2-Pyrrolidone was not mutagenic in a plate incorporation Ames test with and without metabolic activation (tested up to 16500 μg/plate in Salmonella typhimurium TA1535, TA 1537, TA 1538, TA 98 and TA 100; metabolic activation: liver S-9 mix from Aroclor-induced male Sprague-Dawley rats and Syrian hamsters; Jagannath 1987). Cytotoxicity (reduction of the background lawn) was observed at the highest concentration tested.

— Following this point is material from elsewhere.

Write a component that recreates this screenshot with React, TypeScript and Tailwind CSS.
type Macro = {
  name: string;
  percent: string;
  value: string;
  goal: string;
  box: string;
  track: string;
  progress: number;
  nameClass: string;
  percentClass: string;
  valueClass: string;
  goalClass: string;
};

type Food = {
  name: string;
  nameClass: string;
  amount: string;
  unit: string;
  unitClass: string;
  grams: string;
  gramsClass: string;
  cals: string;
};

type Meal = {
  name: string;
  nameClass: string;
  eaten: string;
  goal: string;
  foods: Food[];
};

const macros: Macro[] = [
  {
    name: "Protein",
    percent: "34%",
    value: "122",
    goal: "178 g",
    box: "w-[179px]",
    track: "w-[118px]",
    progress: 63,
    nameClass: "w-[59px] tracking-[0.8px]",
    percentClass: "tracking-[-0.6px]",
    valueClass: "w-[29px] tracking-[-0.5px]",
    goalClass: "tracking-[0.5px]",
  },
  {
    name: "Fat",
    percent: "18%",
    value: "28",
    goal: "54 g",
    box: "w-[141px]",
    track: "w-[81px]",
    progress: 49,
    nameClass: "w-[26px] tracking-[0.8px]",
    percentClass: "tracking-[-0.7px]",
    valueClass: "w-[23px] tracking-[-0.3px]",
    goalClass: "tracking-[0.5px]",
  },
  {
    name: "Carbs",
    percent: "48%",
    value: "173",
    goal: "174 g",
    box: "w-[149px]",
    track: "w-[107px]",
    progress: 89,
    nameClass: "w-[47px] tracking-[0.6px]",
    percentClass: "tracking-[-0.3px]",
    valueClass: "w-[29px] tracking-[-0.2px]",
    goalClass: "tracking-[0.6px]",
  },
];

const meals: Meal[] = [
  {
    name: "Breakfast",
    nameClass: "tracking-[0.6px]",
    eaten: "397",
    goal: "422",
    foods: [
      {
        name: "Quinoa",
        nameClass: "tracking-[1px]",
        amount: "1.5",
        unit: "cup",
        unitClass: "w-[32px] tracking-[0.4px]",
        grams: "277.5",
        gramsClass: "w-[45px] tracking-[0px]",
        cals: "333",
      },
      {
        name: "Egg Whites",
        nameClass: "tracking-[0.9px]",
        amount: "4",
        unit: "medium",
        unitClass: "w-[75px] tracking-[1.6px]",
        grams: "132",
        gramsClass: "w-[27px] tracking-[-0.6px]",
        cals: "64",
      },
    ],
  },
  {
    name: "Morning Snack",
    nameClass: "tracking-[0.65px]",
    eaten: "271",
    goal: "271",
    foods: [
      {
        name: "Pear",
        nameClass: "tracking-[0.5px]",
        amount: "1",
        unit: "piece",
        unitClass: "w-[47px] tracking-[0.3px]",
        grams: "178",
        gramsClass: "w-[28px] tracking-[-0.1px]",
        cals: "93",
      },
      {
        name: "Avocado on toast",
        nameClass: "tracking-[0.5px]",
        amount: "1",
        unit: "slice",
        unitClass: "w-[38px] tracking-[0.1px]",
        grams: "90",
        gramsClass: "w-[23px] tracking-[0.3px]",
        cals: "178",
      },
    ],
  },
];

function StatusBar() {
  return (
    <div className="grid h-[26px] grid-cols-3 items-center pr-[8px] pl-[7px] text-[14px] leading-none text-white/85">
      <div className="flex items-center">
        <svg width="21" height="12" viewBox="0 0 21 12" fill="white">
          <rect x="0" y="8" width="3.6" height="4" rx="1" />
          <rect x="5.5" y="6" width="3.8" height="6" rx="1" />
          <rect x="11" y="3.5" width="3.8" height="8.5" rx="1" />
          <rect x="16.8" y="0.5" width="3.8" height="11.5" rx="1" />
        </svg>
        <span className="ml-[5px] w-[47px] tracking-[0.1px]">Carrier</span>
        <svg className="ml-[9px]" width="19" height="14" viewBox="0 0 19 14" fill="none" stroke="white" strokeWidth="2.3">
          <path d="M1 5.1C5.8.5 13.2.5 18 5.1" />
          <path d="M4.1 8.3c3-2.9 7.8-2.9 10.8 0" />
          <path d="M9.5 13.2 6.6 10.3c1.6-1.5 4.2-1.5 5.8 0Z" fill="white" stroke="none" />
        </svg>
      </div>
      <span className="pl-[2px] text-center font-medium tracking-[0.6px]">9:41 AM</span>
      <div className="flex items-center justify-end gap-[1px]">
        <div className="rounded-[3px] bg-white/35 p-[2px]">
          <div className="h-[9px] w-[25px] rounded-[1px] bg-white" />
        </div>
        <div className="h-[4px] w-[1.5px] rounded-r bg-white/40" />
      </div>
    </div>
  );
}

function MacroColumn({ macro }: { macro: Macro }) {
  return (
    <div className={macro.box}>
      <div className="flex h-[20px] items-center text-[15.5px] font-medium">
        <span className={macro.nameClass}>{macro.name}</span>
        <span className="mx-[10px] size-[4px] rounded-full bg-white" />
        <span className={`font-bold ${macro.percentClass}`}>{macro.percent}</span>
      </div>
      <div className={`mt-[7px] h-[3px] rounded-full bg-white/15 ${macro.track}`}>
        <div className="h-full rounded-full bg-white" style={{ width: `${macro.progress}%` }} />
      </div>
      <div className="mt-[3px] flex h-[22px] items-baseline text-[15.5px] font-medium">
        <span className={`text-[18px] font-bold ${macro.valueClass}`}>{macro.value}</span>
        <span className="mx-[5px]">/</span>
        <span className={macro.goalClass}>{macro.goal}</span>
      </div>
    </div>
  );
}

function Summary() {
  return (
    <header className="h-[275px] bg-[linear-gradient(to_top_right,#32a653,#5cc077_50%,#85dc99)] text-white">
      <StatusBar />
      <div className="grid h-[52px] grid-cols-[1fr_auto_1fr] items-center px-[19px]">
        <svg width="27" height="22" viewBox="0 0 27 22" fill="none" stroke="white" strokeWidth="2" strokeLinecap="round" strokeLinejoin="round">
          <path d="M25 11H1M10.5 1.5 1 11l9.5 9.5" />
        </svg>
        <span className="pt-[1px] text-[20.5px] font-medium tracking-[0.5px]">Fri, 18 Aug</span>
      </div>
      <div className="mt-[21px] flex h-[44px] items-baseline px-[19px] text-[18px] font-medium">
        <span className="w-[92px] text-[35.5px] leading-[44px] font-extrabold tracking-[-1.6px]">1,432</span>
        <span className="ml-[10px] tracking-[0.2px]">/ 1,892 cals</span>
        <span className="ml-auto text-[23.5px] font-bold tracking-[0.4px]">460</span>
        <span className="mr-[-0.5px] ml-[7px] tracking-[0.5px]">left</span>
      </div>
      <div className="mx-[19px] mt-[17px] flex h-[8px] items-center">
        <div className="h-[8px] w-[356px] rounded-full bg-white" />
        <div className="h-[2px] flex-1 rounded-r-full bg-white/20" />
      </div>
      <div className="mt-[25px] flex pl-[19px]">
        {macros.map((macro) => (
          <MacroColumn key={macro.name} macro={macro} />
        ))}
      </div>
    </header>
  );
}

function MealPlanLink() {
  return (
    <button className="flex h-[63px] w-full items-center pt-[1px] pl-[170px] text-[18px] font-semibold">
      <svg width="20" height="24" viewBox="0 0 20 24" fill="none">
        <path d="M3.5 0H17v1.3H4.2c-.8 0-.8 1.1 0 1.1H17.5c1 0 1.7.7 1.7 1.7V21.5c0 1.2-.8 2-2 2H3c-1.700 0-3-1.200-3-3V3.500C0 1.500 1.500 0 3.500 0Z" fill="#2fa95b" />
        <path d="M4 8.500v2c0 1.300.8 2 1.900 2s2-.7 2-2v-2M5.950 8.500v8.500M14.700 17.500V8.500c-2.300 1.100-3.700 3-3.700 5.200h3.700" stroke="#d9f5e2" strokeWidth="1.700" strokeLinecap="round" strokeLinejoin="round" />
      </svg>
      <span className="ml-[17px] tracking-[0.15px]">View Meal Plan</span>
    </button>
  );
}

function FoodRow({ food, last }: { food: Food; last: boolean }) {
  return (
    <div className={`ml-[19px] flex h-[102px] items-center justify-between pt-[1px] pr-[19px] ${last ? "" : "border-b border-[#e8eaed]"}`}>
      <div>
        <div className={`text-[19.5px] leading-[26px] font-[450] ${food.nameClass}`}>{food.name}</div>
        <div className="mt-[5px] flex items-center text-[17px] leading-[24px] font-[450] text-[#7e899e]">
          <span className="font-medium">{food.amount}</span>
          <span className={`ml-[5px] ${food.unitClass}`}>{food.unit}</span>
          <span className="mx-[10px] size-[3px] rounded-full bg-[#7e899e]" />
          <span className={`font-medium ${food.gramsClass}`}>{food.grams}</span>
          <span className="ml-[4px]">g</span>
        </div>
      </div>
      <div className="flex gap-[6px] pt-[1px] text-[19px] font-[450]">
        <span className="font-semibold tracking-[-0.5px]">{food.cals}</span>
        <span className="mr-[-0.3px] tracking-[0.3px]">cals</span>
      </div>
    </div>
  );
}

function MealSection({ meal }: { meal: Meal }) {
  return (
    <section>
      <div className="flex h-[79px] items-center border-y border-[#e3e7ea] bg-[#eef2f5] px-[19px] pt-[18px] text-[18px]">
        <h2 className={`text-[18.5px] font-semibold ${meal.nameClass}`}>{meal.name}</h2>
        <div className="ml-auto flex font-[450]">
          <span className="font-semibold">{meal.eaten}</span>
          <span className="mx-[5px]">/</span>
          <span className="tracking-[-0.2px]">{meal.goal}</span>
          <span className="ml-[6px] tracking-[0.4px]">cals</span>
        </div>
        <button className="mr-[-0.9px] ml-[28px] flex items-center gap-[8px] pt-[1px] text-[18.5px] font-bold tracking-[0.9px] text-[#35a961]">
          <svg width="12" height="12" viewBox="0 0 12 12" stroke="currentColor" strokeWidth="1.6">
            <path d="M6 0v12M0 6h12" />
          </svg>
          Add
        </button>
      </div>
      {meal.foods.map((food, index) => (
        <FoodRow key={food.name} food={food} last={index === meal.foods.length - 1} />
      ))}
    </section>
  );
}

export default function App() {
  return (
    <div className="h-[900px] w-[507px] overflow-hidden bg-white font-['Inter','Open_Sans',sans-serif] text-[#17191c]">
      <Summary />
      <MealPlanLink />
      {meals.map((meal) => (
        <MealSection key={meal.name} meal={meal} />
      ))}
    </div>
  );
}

Cytogenicity in mammalian cells

In a GLP conform assay according to OECD guideline 473, human lymphocytes were tested for chromosome aberrations in doses up to 3500 µg/mL of 2 -pyrrolidone without metabolic activation and doses up to 6000 mg/mL with metabolic activation (BASF AG 1987). There were no increases of chromosome aberrations detected in any treatment if compared with the solvent controls in the assays with and without metabolic activation. Due to the very low mean number of aberrations in the negative control with metabolic activation, statistically significant effects were found in the two highest dose groups, but they were considered as not relevant.

Gene mutation in mammalian cells

2 -pyrrolidone was tested in HPRT locus assay to detect gene mutation in CHO cells (Welly, 2019). The test substance did not lead to an increase in the number of mutant colonies either without S9 mix or after the addition of a metabolizing system in two experiments performed independently of each other. The mutant frequencies at any concentration were close to or within the range of that of the concurrent negative control values and within the range of the historical negative control data. The mutation frequencies of the negative control groups were within the historical negative control data range including all vehicles used in their laboratory and, thus, fulfilled the acceptance criteria of this study. The increase in the frequencies of mutant colonies induced by the positive control substances EMS and DMN clearly demonstrated the sensitivity of the test method and of the metabolic activity of the S9 mix employed. The values were within the range of the historical positive control data and, thus, fulfilled the acceptance criteria of this study. In both experiments in the absence and the presence of S9 mix, no cytotoxicity indicated by reduced relative cloning efficiency of below 20 % relative survival was observed.

In vivo

Cytogenicity in mammalian cells

Cytogenicity in vivo was tested in a mouse micronucleus test conducted according to GLP requirements and OECD 474 (BASF AG 1993). The test substance was administered once i.p. to 5 male and 5 female NMRI mice at doses up to 500, 1000, 2000 mg/kg body weight, respectively. Bone marrow cells were harvested after 16, 24 or 48 hours. Administration of the test substance did not lead to any increase in the rate of micronuclei. The number of normochromatic or polychromatic erythrocytes containing small micronuclei (d<D/4) or large micronuclei (d>D/4) did not deviate from the solvent control value at any sacrifice interval. No inhibition of erythropoiesis induced by the treatment of mice with Pyrrolidon-2 was detected; the ratio of polychromatic to normochromatic erythrocytes was always in the same range as that of the control values in all dose groups. The number of normochromatic erythrocytes containing micronuclei did not differ to any appreciable extent in the negative control or in the various dose groups at any of the sacrifice intervals.Positive and negative controls all produced appropriate responses. The test substance did not produce any chromosome-damaging (clastogenic) effect.

Justification for classification or non-classification

The test substance did not cause gene mutations in bacterial cells, did not cause cytogenicity in human cells and did not cause gene mutations at the hprt locus of CHO cells in vitro or in vivo experiments in mice.

Therefore, no indication is given for a gene mutation potential of 2-Pyrrolidone and classification is not warranted according to the criteria of EU Classification, Labelling and Packaging of Substances and Mixtures (CLP) Regulation (EC) No. 1272/2008.